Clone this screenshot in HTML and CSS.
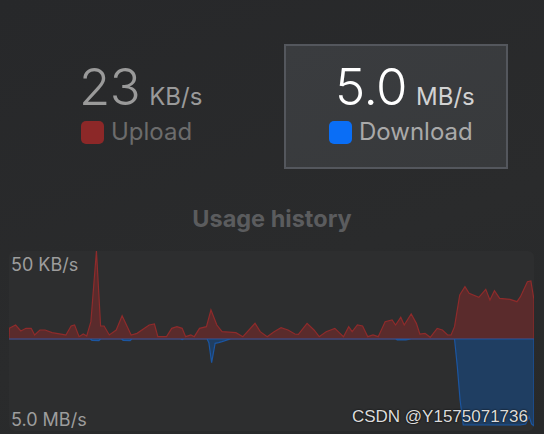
FILE: index.html
```html
<!DOCTYPE html>
<html>
<head>
<meta charset="utf-8">
<link rel="stylesheet" href="styles.css">
</head>
<body>
<div class="stats">
  <div class="stat">
    <div class="value"><span class="num dim">23</span><span class="unit dim">KB/s</span></div>
    <div class="legend"><span class="swatch red"></span><span class="lname dim2">Upload</span></div>
  </div>
  <div class="stat active">
    <div class="value"><span class="num">5.0</span><span class="unit">MB/s</span></div>
    <div class="legend"><span class="swatch blue"></span><span class="lname">Download</span></div>
  </div>
</div>
<div class="title">Usage history</div>
<div class="chart">
  <svg class="graph" viewBox="26 153 1513 540" preserveAspectRatio="none">
    <path class="up" d="M26,417 L27,385 L45,375 L60,393 L75,385 L90,385 L100,405 L115,390 L130,390 L150,398 L180,403 L190,405 L205,378 L215,375 L228,410 L240,402 L250,408 L262,365 L278,153 L290,378 L300,378 L315,405 L335,390 L352,347 L378,405 L395,400 L430,375 L445,372 L455,410 L480,410 L495,385 L510,380 L525,385 L535,410 L550,405 L560,410 L575,385 L595,380 L608,330 L625,375 L640,395 L680,398 L700,410 L735,370 L750,395 L770,410 L790,395 L810,383 L830,390 L850,402 L860,403 L885,370 L905,390 L920,410 L940,395 L965,385 L980,400 L990,410 L1005,380 L1015,395 L1030,375 L1045,378 L1060,410 L1075,405 L1090,410 L1110,365 L1130,360 L1140,375 L1155,352 L1165,375 L1185,342 L1200,370 L1210,402 L1225,400 L1240,412 L1260,385 L1275,390 L1290,405 L1300,405 L1310,380 L1325,285 L1340,260 L1352,280 L1380,292 L1400,268 L1412,300 L1425,272 L1440,295 L1470,298 L1490,305 L1500,290 L1520,245 L1530,243 L1539,300 L1539,417 Z"/>
    <path class="down" d="M26,417 L260,417 L265,421 L285,422 L290,417 L350,417 L355,421 L375,422 L380,417 L520,417 L525,419 L530,417 L597,417 L602,428 L610,488 L620,430 L630,428 L640,425 L655,420 L665,417 L1140,417 L1145,420 L1160,419 L1170,420 L1185,417 L1310,417 L1318,500 L1326,600 L1335,675 L1500,675 L1515,672 L1525,650 L1532,672 L1539,678 L1539,417 Z"/>
  </svg>
  <span class="axis top">50 KB/s</span>
  <span class="axis bottom">5.0 MB/s</span>
  <span class="mark">CSDN @Y1575071736</span>
</div>
</body>
</html>
```

FILE: styles.css
```css
html, body {
  margin: 0;
  padding: 0;
}
body {
  width: 544px;
  height: 434px;
  overflow: hidden;
  background: linear-gradient(160deg, #27282a 0%, #2a2b2c 60%, #27292a 100%);
  font-family: Inter, "Noto Sans", sans-serif;
}
.stats {
  display: grid;
  grid-template-columns: 224px 224px;
  gap: 24px;
  padding: 44px 36px 0;
}
.stat {
  box-sizing: border-box;
  height: 125px;
  border: 2px solid transparent;
  padding: 16px 0 0 43px;
}
.stat.active {
  background: linear-gradient(160deg, #3a3c3f 0%, #383a3c 100%);
  border-color: #54575d;
}
.value {
  display: flex;
  align-items: baseline;
  height: 50px;
  margin-left: -2px;
}
.stat.active .value {
  margin-left: 6px;
}
.num {
  font-size: 51px;
  line-height: 50px;
  font-weight: 300;
  color: #ffffff;
  letter-spacing: -0.5px;
}
.unit {
  font-size: 24px;
  line-height: 24px;
  font-weight: 400;
  color: #d2d2d2;
  margin-left: 9px;
}
.num.dim, .unit.dim {
  color: #9a9a9a;
}
.legend {
  display: flex;
  align-items: center;
  gap: 7px;
  margin-top: 8px;
  height: 24px;
}
.swatch {
  width: 23px;
  height: 23px;
  border-radius: 5px;
  flex: none;
}
.swatch.red {
  background: #8c2828;
}
.swatch.blue {
  background: #0a6ef6;
}
.lname {
  font-size: 24px;
  line-height: 24px;
  color: #a9a9a9;
}
.lname.dim2 {
  color: #6c6c6c;
}
.title {
  margin-top: 36px;
  text-align: center;
  font-size: 23.5px;
  line-height: 28px;
  font-weight: 700;
  color: #5b5c5e;
}
.chart {
  position: relative;
  margin: 18px 10px 0 9px;
  height: 180px;
  border-radius: 6px;
  background: #2d2e2f;
  overflow: hidden;
}
.graph {
  display: block;
  width: 525px;
  height: 180px;
}
.up {
  fill: #5a2b2c;
  stroke: #8e2b2b;
  stroke-width: 1.2;
  vector-effect: non-scaling-stroke;
}
.down {
  fill: #1f3e62;
  stroke: #1b56a2;
  stroke-width: 1.2;
  vector-effect: non-scaling-stroke;
}
.axis {
  position: absolute;
  left: 2px;
  font-size: 18px;
  line-height: 18px;
  color: #9d9d9d;
}
.axis.top {
  top: 5px;
}
.axis.bottom {
  bottom: 2px;
}
.mark {
  position: absolute;
  right: 6px;
  bottom: 6px;
  font-family: "Liberation Sans", Arial, sans-serif;
  font-size: 17px;
  line-height: 17px;
  color: #dcdcdc;
  text-shadow: 0 0 2px #111, 0 0 1px #111;
}
```
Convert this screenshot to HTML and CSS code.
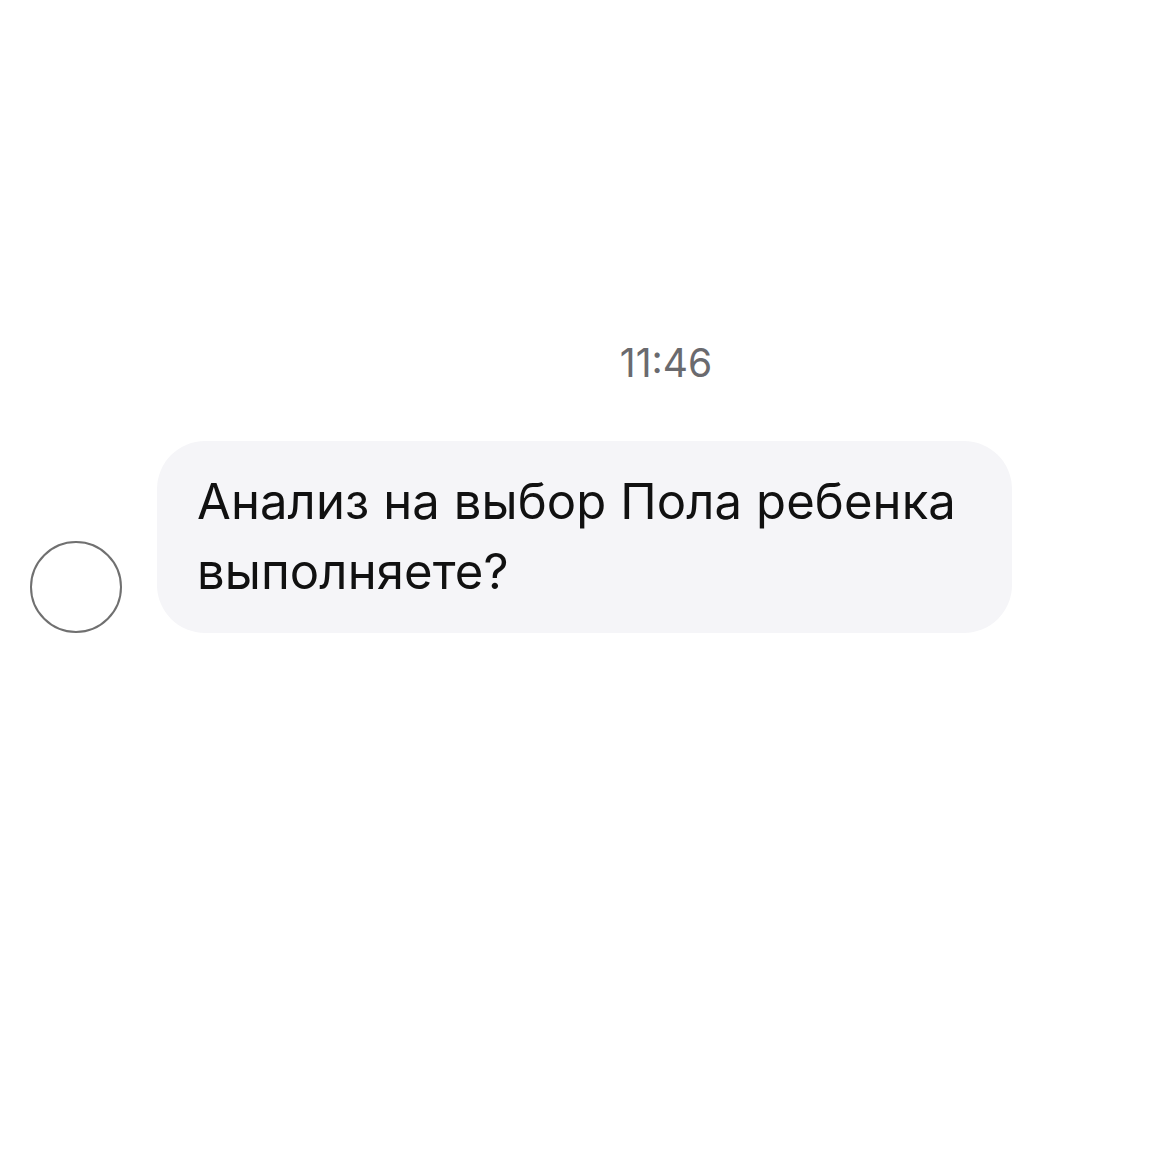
_ _ _ _ _
* _Description of the task_:
Collect the complete line wherever the string "screenshot" appears in the records.

* _Exercise solution_:
Clone this screenshot in HTML and CSS.
Convert this screenshot to HTML and CSS code.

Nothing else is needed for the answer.